## Exercise prompt
Go through the data below. List every line that holds the word "React".

## Given information
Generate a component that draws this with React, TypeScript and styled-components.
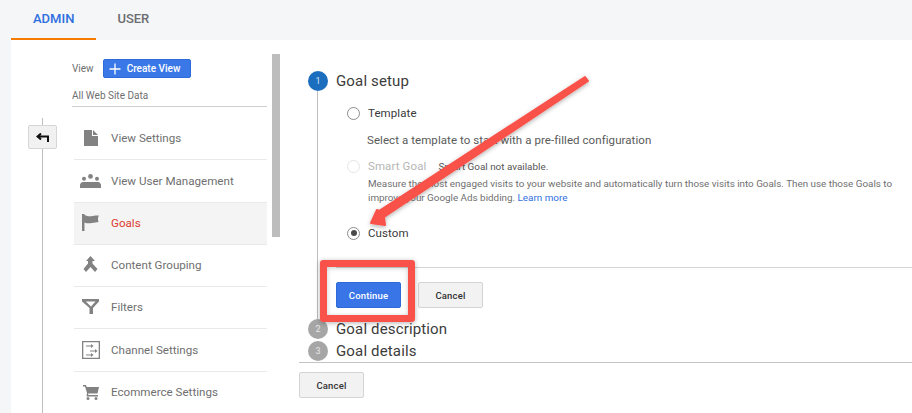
import React from "react";
import styled, { createGlobalStyle } from "styled-components";

const Global = createGlobalStyle`
  html, body { margin: 0; padding: 0; background: #f5f6f8; }
  * { box-sizing: border-box; }
  body { font-family: Roboto, "Liberation Sans", sans-serif; }
`;

const Page = styled.div`
  position: relative;
  width: 912px;
  height: 413px;
  overflow: hidden;
  background: #f5f6f8;
`;
const TabBar = styled.div`
  display: flex;
  height: 40px;
  padding-left: 11px;
`;
const Tab = styled.div<{ $active?: boolean }>`
  height: 40px;
  padding: 10px 22px 0 ${(p) => (p.$active ? 22 : 21)}px;
  font-size: 13px;
  font-weight: 500;
  line-height: 18px;
  color: ${(p) => (p.$active ? "#2f6fdf" : "#6b6d70")};
  border-bottom: 2px solid ${(p) => (p.$active ? "#f57c00" : "transparent")};
`;
const Panel = styled.div`
  display: flex;
  height: 373px;
  margin-left: 11px;
  background: #fff;
`;
const Rail = styled.div`
  position: relative;
  flex: 0 0 61px;
  padding: 85px 0 0 17px;
  &::before {
    content: "";
    position: absolute;
    left: 31px;
    top: 78px;
    bottom: 0;
    width: 1px;
    background: #bdbdbd;
  }
`;
const BackButton = styled.div`
  position: relative;
  display: flex;
  align-items: center;
  justify-content: center;
  width: 29px;
  height: 24px;
  background: #f1f1f1;
  border: 1px solid #d6d6d6;
  border-radius: 2px;
`;
const SideColumn = styled.div`
  flex: 0 0 195px;
  padding-top: 19px;
`;
const ViewRow = styled.div`
  display: flex;
  align-items: center;
  height: 19px;
  gap: 9px;
  font-size: 10px;
  color: #6f6f6f;
`;
const CreateButton = styled.div`
  display: flex;
  align-items: center;
  gap: 6px;
  width: 88px;
  height: 19px;
  padding-left: 5px;
  background: #3b78e7;
  border: 1px solid #2f6bd8;
  border-radius: 2px;
  color: #fff;
  font-size: 10px;
  font-weight: 500;
`;
const ViewName = styled.div`
  height: 29px;
  padding-top: 12px;
  font-size: 10px;
  line-height: 12px;
  color: #6f6f6f;
  border-bottom: 1px solid #cfcfcf;
`;
const Menu = styled.div`
  margin: 11px 0 0 2px;
`;
const MenuItem = styled.div<{ $active?: boolean; $h: number }>`
  display: flex;
  align-items: center;
  height: ${(p) => p.$h}px;
  padding-bottom: ${(p) => (p.$h > 42 ? 1 : 2)}px;
  border-bottom: 1px solid #e9e9e9;
  background: ${(p) => (p.$active ? "#f4f4f4" : "transparent")};
  font-size: 11.6px;
  color: ${(p) => (p.$active ? "#dd3b30" : "#6f6f6f")};
  &:last-child { border-bottom: none; }
`;
const IconSlot = styled.div`
  display: flex;
  justify-content: center;
  align-items: center;
  flex: 0 0 33px;
  margin-right: 4px;
  color: #828282;
`;
const Scrollbar = styled.div`
  flex: 0 0 8px;
  height: 183px;
  margin: 14px 19px 0 5px;
  background: #bdbdbd;
`;
const Main = styled.div`
  flex: 1;
  padding-top: 31px;
  min-width: 0;
`;
const StepHeader = styled.div<{ $mt?: number }>`
  display: flex;
  align-items: center;
  gap: 8px;
  height: 20px;
  margin-top: ${(p) => p.$mt ?? 0}px;
  padding-left: 9px;
`;
const StepCircle = styled.div<{ $active?: boolean }>`
  display: flex;
  align-items: center;
  justify-content: center;
  flex: 0 0 20px;
  width: 20px;
  height: 20px;
  border-radius: 50%;
  background: ${(p) => (p.$active ? "#1b6ebd" : "#a6a6a6")};
  color: ${(p) => (p.$active ? "#cfe2f5" : "#e6e6e6")};
  font-size: 9px;
`;
const StepTitle = styled.div`
  font-size: 15px;
  color: #3c3c3c;
  letter-spacing: 0.15px;
`;
const StepBody = styled.div`
  margin-left: 18px;
  padding-top: 12px;
  height: 228px;
  border-left: 1px solid #bdbdbd;
`;
const Options = styled.div`
  padding-left: 29px;
  height: 164px;
`;
const OptionRow = styled.div<{ $mt?: number }>`
  display: flex;
  align-items: center;
  height: 20px;
  margin-top: ${(p) => p.$mt ?? 0}px;
`;
const Radio = styled.div<{ $disabled?: boolean; $checked?: boolean }>`
  position: relative;
  flex: 0 0 13px;
  width: 13px;
  height: 13px;
  margin-right: 8px;
  border-radius: 50%;
  border: 1px solid ${(p) => (p.$disabled ? "#e5e5e5" : "#8c8c8c")};
  background: #fff;
  &::after {
    content: "";
    display: ${(p) => (p.$checked ? "block" : "none")};
    position: absolute;
    left: 2.5px;
    top: 2.5px;
    width: 6px;
    height: 6px;
    border-radius: 50%;
    background: #4a4a4a;
  }
`;
const OptionLabel = styled.div<{ $disabled?: boolean }>`
  font-size: 11.5px;
  color: ${(p) => (p.$disabled ? "#b5b5b5" : "#3a3a3a")};
  letter-spacing: 0.1px;
`;
const NotAvailable = styled.div`
  margin-left: 12px;
  font-size: 9.9px;
  color: #555;
`;
const Hint = styled.div`
  margin: 8px 0 0 20px;
  height: 18px;
  font-size: 11.5px;
  line-height: 18px;
  color: #5a5a5a;
  letter-spacing: 0.07px;
`;
const Description = styled.div`
  margin: 1px 0 0 21px;
  font-size: 9.85px;
  line-height: 14px;
  color: #6f6f6f;
  white-space: nowrap;
`;
const LearnMore = styled.span`
  color: #2f6fdf;
`;
const Divider = styled.div`
  height: 1px;
  margin-left: 18px;
  background: #d4d4d4;
`;
const Actions = styled.div`
  display: flex;
  gap: 17px;
  padding: 14px 0 0 18px;
`;
const Button = styled.div<{ $primary?: boolean }>`
  display: flex;
  align-items: center;
  justify-content: center;
  width: 65px;
  height: 26px;
  border-radius: 2px;
  font-size: 9.5px;
  font-weight: 500;
  letter-spacing: 0.15px;
  background: ${(p) => (p.$primary ? "#3a75e8" : "#f2f2f2")};
  color: ${(p) => (p.$primary ? "#fff" : "#333")};
  border: 1px solid ${(p) => (p.$primary ? "#2f6bd8" : "#d4d4d4")};
`;
const FooterRule = styled.div`
  height: 1px;
  margin-top: 1px;
  background: #c4c4c4;
`;
const Footer = styled.div`
  padding-top: 9px;
`;
const Overlay = styled.svg`
  position: absolute;
  left: 0;
  top: 0;
  pointer-events: none;
`;
const Highlight = styled.div`
  position: absolute;
  left: 320px;
  top: 260px;
  width: 95px;
  height: 62px;
  border: 7px solid #f9524a;
  border-radius: 3px;
  box-shadow: 0 1px 5px rgba(0, 0, 0, 0.3), inset 0 1px 5px rgba(0, 0, 0, 0.22);
`;

const Ico: React.FC<{ d: string; w: number; h: number }> = ({ d, w, h }) => (
  <svg width={w} height={h} viewBox={`0 0 ${w} ${h}`} fill="currentColor" aria-hidden="true">
    <path d={d} />
  </svg>
);

const items: { label: string; h: number; active?: boolean; icon: React.ReactNode }[] = [
  { label: "View Settings", h: 42, icon: <Ico w={14} h={16} d="M0 0h8v6h6v10H0zM9 0l5 5H9z" /> },
  {
    label: "View User Management",
    h: 43,
    icon: (
      <Ico
        w={21}
        h={14}
        d="M0 14v-3c0-1.500 1.500-3 3-3h15c1.500 0 3 1.500 3 3v3zM4 2.800a2 2 0 1 1 0 4 2 2 0 0 1 0-4zM10.500 0a2.400 2.400 0 1 1 0 4.800 2.400 2.400 0 0 1 0-4.800zM17 2.800a2 2 0 1 1 0 4 2 2 0 0 1 0-4z"
      />
    ),
  },
  {
    label: "Goals",
    h: 42,
    active: true,
    icon: <Ico w={17} h={17} d="M0 0h2.500v1c3 1.500 5.500 1.500 8 1 2-.4 4-.5 6.500-.5-1 1.800-1.500 3.500-.5 6.500-2 .5-4 .5-6.500 1-2.500.5-5 .5-7.500-.5V17H0z" />,
  },
  { label: "Content Grouping", h: 42, icon: <Ico w={15} h={17} d="M7.500 0l4.500 5H9.500v2.500l5 5.500L12 16l-4.500-5-4.500 5L.5 13l4.500-5.500V5H3z" /> },
  { label: "Filters", h: 42, icon: <Ico w={17} h={15} d="M0 0h17v2.500L11 9v6H7.500V9L0 2.500zM3.800 2.500 9 7.500 13.500 2.500z" /> },
  {
    label: "Channel Settings",
    h: 43,
    icon: (
      <Ico
        w={18}
        h={18}
        d="M0 0h18v18H0zM1.300 1.300v15.400h15.400V1.300zM4 4.500h5V3l2.500 2L9 7V5.500H4zM8 9.500h5V8l2.500 2-2.500 2v-1.500H8zM4 13.500h5V12l2.500 2L9 16v-1.500H4z"
      />
    ),
  },
  {
    label: "Ecommerce Settings",
    h: 42,
    icon: <Ico w={16} h={15} d="M0 0h3l.7 2H16l-1.500 6.500H5L5.500 10H15v1.500H3.500L4 8 2 1.500H0zM5 12a1.500 1.500 0 1 1 0 3 1.500 1.500 0 0 1 0-3zM13 12a1.500 1.500 0 1 1 0 3 1.500 1.500 0 0 1 0-3z" />,
  },
];

export default function App() {
  return (
    <Page>
      <Global />
      <TabBar>
        <Tab $active>ADMIN</Tab>
        <Tab>USER</Tab>
      </TabBar>
      <Panel>
        <Rail>
          <BackButton>
            <svg width="13" height="9" viewBox="0 0 13 9" fill="none" stroke="#111" strokeWidth="2" aria-hidden="true">
              <path d="M5 .5 1.500 3.500 5 6.500M1.500 3.500H12V9" />
            </svg>
          </BackButton>
        </Rail>
        <SideColumn>
          <ViewRow>
            View
            <CreateButton>
              <svg width="12" height="12" viewBox="0 0 12 12" stroke="#fff" strokeWidth="1.300" aria-hidden="true">
                <path d="M6 .5v11M.5 6h11" />
              </svg>
              Create View
            </CreateButton>
          </ViewRow>
          <ViewName>All Web Site Data</ViewName>
          <Menu>
            {items.map((it) => (
              <MenuItem key={it.label} $active={it.active} $h={it.h}>
                <IconSlot>{it.icon}</IconSlot>
                {it.label}
              </MenuItem>
            ))}
          </Menu>
        </SideColumn>
        <Scrollbar />
        <Main>
          <StepHeader>
            <StepCircle $active>1</StepCircle>
            <StepTitle>Goal setup</StepTitle>
          </StepHeader>
          <StepBody>
            <Options>
              <OptionRow>
                <Radio />
                <OptionLabel>Template</OptionLabel>
              </OptionRow>
              <Hint>Select a template to start with a pre-filled configuration</Hint>
              <OptionRow $mt={7}>
                <Radio $disabled />
                <OptionLabel $disabled>Smart Goal</OptionLabel>
                <NotAvailable>Smart Goal not available.</NotAvailable>
              </OptionRow>
              <Description>
                Measure the most engaged visits to your website and automatically turn those visits into Goals. Then use those Goals to
                <br />
                improve your Google Ads bidding. <LearnMore>Learn more</LearnMore>
              </Description>
              <OptionRow $mt={18}>
                <Radio $checked />
                <OptionLabel>Custom</OptionLabel>
              </OptionRow>
            </Options>
            <Divider />
            <Actions>
              <Button $primary>Continue</Button>
              <Button>Cancel</Button>
            </Actions>
          </StepBody>
          <StepHeader>
            <StepCircle>2</StepCircle>
            <StepTitle>Goal description</StepTitle>
          </StepHeader>
          <StepHeader $mt={2}>
            <StepCircle>3</StepCircle>
            <StepTitle>Goal details</StepTitle>
          </StepHeader>
          <FooterRule />
          <Footer>
            <Button>Cancel</Button>
          </Footer>
        </Main>
      </Panel>
      <Highlight />
      <Overlay width="912" height="413" viewBox="0 0 912 413">
        <defs>
          <filter id="arrowShadow" x="-10%" y="-10%" width="120%" height="120%">
            <feDropShadow dx="0" dy="1.500" stdDeviation="2" floodColor="#000" floodOpacity="0.3" />
          </filter>
        </defs>
        <path
          d="M585 77 588 81 384 217 385 225 371 223 377 210 379 211z"
          fill="#f9524a"
          stroke="#f9524a"
          strokeWidth="2"
          strokeLinejoin="round"
          filter="url(#arrowShadow)"
        />
      </Overlay>
    </Page>
  );
}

## The reply
Generate a component that draws this with React, TypeScript and styled-components.
import React from "react";
const Ico: React.FC<{ d: string; w: number; h: number }> = ({ d, w, h }) => (
const items: { label: string; h: number; active?: boolean; icon: React.ReactNode }[] = [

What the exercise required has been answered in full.